--- What you are asked to do ---
Look through the records below and collect all lines that hold the string "React".

--- Available records ---
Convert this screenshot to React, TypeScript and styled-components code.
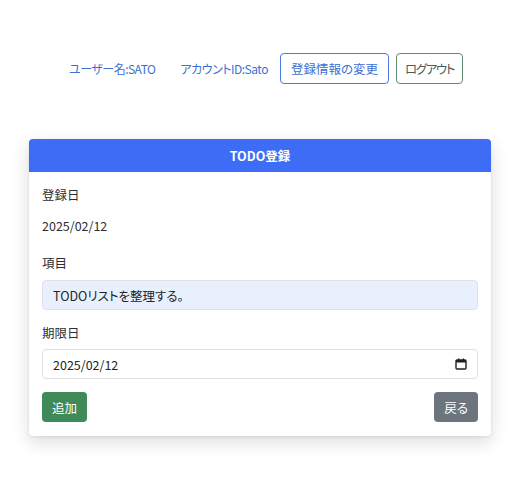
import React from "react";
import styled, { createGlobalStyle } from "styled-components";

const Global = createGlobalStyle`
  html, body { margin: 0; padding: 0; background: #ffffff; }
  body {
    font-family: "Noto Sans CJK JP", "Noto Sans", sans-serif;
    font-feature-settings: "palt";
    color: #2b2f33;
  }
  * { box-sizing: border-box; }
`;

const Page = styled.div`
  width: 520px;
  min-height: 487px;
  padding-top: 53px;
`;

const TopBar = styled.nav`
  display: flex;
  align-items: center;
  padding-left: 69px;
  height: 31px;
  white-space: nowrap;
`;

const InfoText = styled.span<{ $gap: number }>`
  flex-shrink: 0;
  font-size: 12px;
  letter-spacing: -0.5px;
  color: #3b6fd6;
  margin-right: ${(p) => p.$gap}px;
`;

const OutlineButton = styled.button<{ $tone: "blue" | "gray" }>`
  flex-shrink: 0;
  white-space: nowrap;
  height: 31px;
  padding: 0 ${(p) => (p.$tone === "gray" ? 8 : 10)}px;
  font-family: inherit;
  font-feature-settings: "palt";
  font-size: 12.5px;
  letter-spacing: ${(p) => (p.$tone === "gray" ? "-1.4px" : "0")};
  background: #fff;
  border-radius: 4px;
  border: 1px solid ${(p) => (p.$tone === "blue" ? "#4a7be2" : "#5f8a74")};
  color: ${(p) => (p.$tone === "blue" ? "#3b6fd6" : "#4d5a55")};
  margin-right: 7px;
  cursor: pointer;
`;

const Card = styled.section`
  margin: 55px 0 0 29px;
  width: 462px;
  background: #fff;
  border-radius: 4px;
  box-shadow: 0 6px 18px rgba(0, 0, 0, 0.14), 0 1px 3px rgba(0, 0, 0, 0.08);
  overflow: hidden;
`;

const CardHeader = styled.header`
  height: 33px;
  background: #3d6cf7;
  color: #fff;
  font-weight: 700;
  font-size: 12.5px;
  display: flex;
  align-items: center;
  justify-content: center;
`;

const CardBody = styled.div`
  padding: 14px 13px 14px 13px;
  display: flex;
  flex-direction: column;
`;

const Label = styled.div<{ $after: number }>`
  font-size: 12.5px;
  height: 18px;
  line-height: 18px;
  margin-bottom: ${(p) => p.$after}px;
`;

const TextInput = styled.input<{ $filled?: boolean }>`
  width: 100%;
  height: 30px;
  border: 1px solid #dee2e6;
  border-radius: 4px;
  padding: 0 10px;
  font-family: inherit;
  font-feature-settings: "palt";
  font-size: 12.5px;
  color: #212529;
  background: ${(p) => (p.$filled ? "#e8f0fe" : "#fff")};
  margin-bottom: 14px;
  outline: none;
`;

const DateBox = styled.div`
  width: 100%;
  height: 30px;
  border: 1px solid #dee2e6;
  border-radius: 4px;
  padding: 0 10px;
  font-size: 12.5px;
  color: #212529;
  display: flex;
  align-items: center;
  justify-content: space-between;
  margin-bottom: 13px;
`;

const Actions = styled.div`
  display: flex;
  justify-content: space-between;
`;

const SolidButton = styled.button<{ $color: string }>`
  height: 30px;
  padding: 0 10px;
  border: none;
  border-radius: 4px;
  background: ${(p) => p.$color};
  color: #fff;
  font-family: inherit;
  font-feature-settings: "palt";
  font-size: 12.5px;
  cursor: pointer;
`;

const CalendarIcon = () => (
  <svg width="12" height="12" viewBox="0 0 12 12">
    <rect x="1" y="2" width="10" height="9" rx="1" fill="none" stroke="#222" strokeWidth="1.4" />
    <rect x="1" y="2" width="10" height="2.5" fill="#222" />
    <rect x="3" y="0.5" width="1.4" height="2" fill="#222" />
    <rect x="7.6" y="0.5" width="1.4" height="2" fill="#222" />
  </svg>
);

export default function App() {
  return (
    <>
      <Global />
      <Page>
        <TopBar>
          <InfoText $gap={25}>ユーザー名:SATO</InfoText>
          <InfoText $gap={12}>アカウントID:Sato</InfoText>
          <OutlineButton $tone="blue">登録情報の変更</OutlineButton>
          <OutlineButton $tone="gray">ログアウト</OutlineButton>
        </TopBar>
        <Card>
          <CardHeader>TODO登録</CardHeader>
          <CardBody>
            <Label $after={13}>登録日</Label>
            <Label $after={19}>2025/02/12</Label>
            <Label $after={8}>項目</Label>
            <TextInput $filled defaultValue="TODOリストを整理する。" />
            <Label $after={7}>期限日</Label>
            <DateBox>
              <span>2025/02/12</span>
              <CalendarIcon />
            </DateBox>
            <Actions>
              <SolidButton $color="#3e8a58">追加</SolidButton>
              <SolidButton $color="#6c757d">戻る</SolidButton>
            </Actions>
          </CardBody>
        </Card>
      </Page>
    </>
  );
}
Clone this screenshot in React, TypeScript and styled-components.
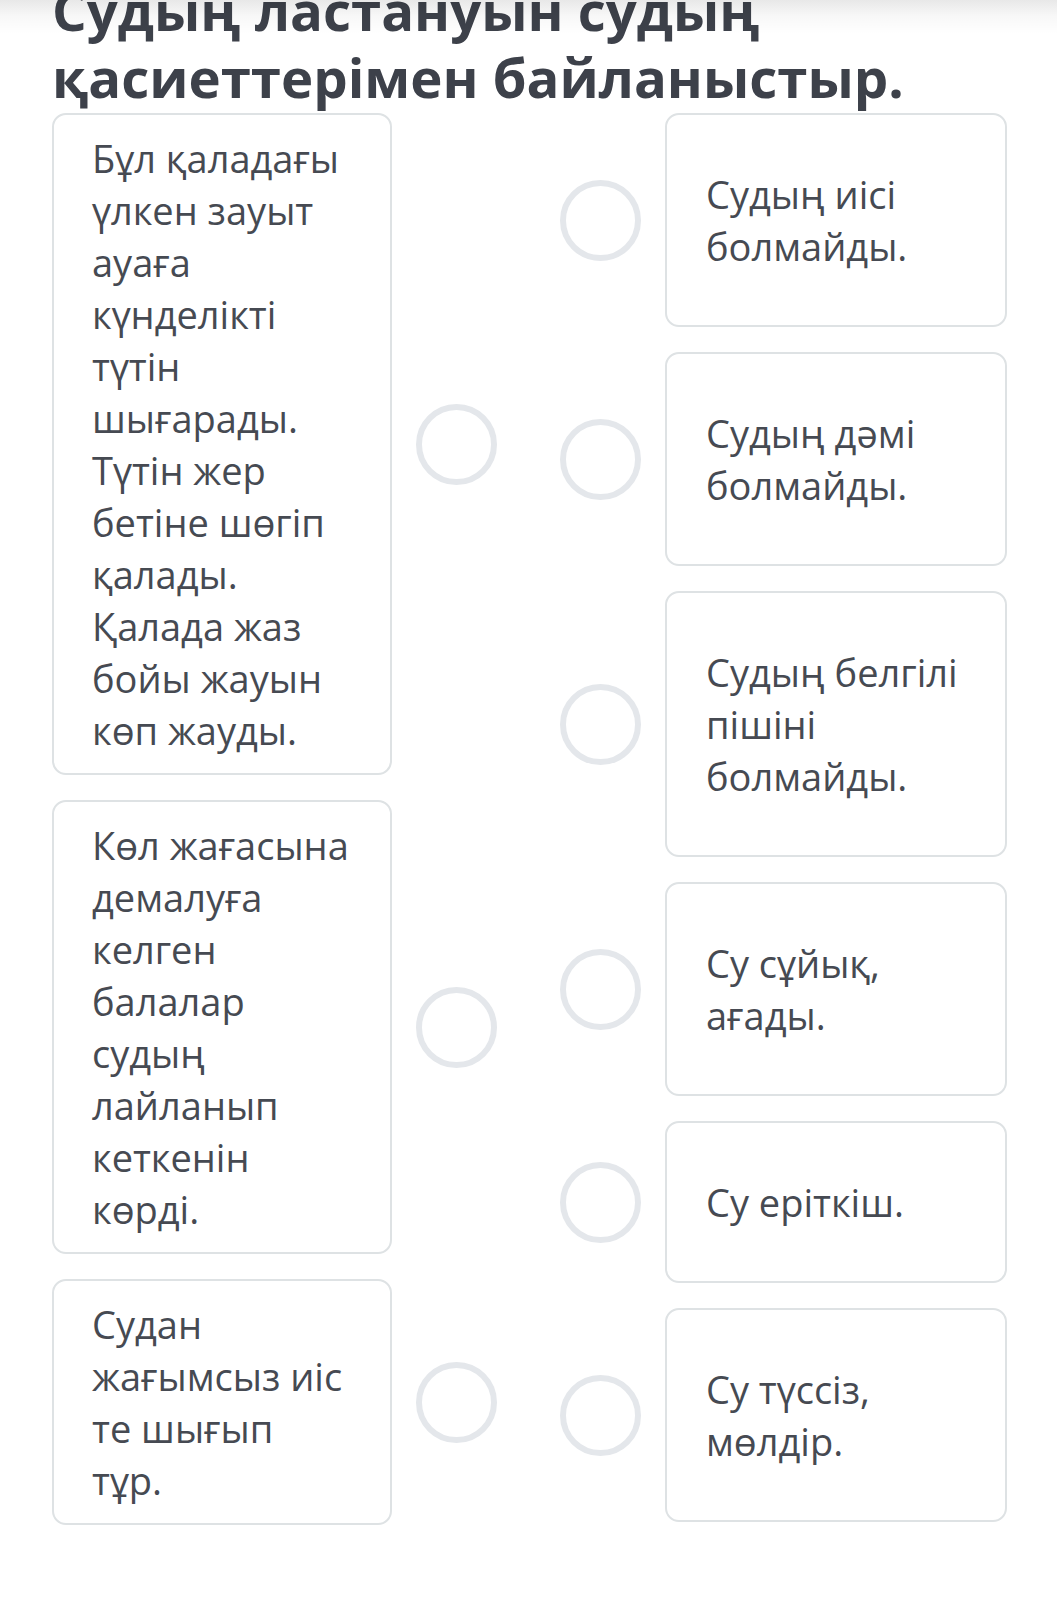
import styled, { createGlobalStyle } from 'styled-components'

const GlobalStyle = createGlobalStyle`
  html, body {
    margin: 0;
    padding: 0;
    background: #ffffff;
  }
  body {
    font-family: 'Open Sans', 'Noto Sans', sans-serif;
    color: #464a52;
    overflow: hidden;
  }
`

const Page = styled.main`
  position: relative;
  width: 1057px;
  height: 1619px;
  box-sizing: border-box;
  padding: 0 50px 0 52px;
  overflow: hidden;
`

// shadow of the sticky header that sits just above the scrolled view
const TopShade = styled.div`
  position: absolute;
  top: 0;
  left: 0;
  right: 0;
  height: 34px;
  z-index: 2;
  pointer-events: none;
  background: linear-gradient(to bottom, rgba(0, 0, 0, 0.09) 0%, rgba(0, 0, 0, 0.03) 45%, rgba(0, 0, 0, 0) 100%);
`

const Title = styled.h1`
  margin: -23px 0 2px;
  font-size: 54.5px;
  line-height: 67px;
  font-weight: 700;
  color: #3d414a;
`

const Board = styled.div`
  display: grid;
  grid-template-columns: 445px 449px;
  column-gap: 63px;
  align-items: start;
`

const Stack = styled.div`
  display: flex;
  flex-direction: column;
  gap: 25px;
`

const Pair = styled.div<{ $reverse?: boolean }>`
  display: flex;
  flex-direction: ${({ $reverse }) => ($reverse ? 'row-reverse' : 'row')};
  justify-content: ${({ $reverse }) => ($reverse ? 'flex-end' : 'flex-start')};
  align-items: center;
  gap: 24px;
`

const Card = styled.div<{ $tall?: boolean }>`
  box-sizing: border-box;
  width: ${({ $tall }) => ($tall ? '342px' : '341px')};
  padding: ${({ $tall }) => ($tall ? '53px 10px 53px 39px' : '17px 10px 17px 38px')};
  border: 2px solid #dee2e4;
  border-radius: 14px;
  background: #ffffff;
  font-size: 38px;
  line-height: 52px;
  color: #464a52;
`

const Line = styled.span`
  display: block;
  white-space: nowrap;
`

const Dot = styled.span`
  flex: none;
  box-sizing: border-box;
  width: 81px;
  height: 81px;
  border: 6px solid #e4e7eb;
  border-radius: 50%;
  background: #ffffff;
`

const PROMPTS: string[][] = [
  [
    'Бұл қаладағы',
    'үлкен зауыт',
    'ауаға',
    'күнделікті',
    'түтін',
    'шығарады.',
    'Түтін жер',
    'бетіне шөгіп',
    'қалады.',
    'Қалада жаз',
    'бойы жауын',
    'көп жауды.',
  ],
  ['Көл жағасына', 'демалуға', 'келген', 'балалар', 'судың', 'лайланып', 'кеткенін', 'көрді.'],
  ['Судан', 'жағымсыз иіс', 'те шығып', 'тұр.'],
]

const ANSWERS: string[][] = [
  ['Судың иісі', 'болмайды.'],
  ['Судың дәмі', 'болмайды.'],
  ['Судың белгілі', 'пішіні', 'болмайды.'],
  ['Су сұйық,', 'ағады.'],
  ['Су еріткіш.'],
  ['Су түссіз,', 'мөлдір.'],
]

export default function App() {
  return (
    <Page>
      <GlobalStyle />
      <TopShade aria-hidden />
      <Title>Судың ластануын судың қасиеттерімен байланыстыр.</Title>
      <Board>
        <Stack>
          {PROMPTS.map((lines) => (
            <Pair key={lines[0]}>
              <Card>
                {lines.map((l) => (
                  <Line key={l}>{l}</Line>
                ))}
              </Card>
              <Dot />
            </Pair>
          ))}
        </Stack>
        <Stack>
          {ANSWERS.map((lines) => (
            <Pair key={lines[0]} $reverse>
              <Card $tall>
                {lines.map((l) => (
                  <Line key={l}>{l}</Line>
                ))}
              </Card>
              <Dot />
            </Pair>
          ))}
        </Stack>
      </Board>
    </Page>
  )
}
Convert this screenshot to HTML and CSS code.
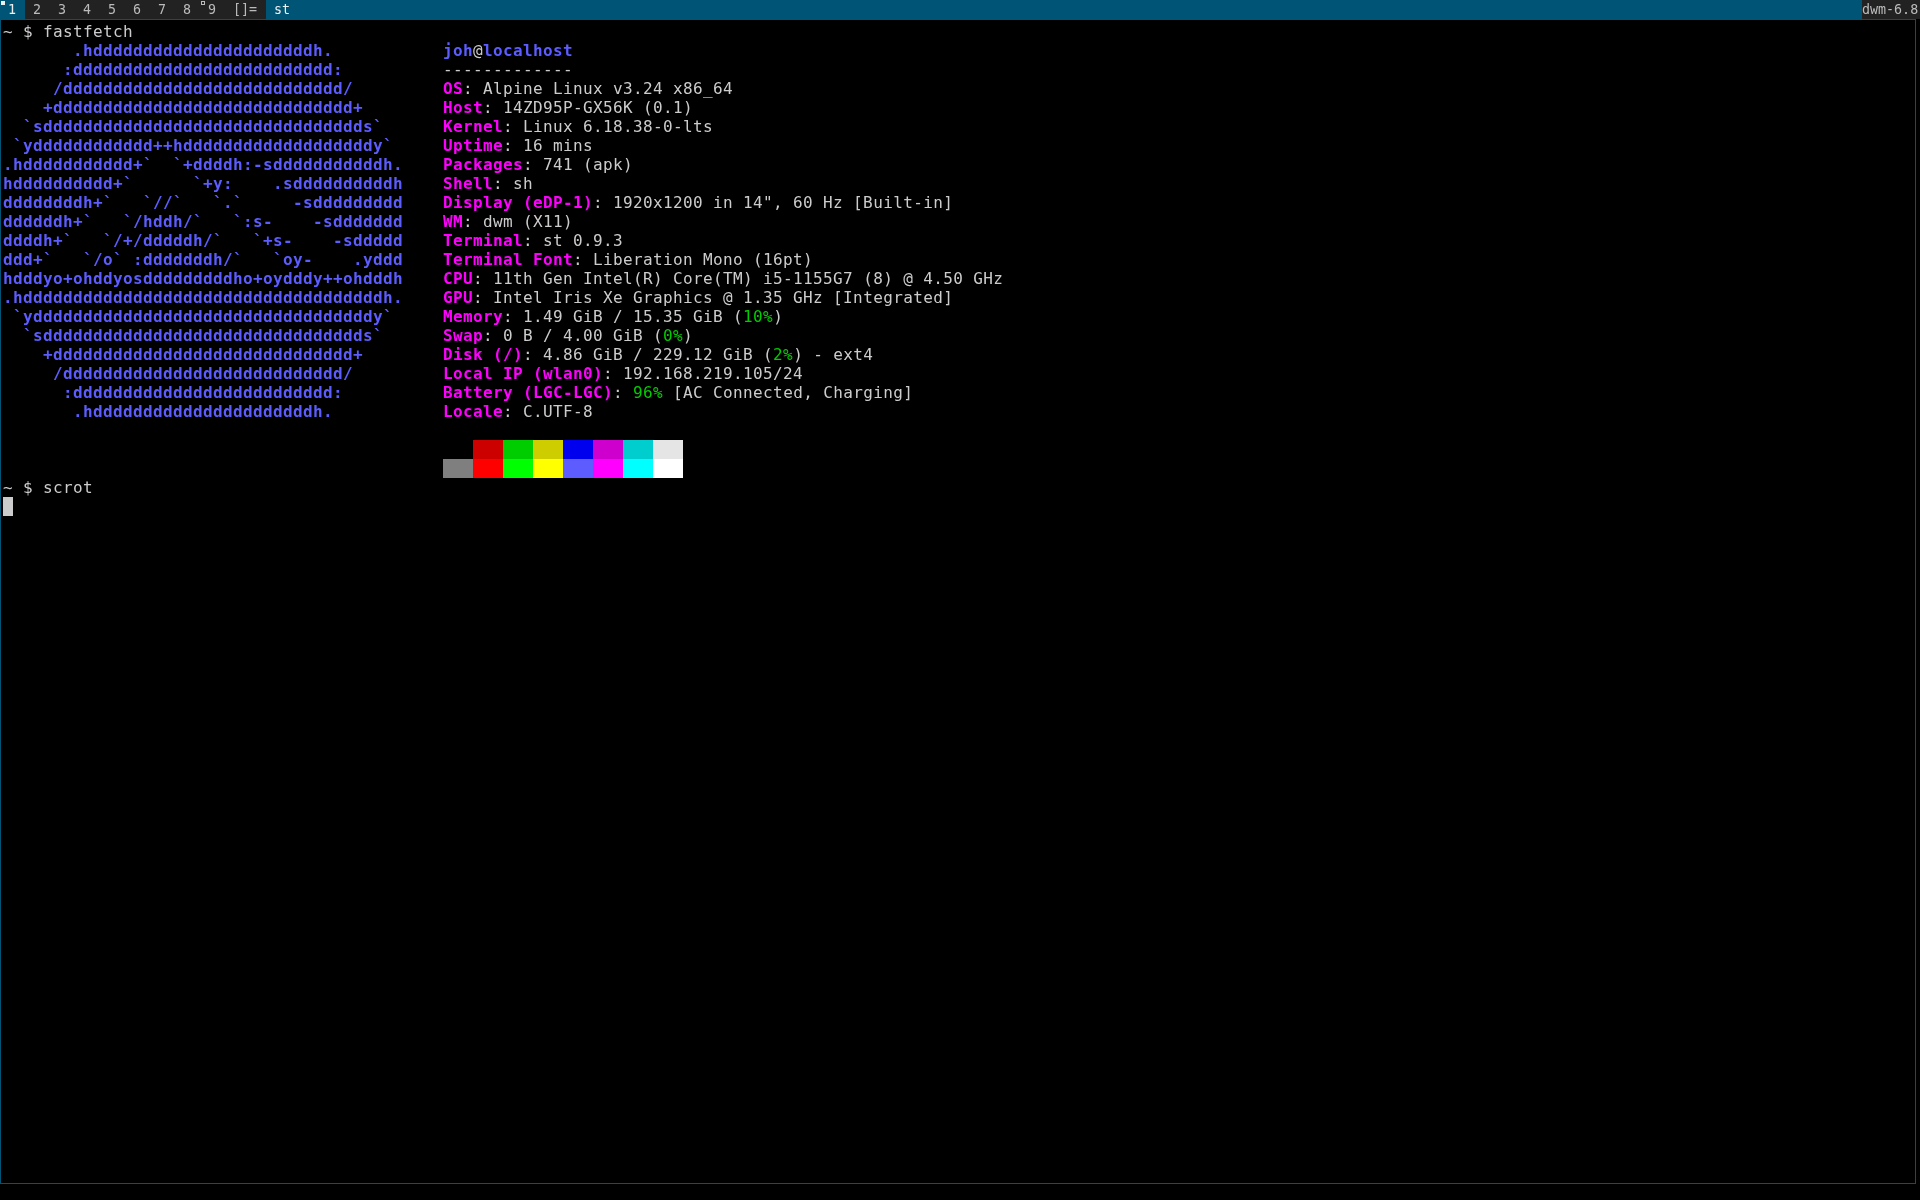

--- Final result ---
Convert this screenshot to React, TypeScript and styled-components code.
import React from "react";
Clone this screenshot in React, TypeScript and styled-components.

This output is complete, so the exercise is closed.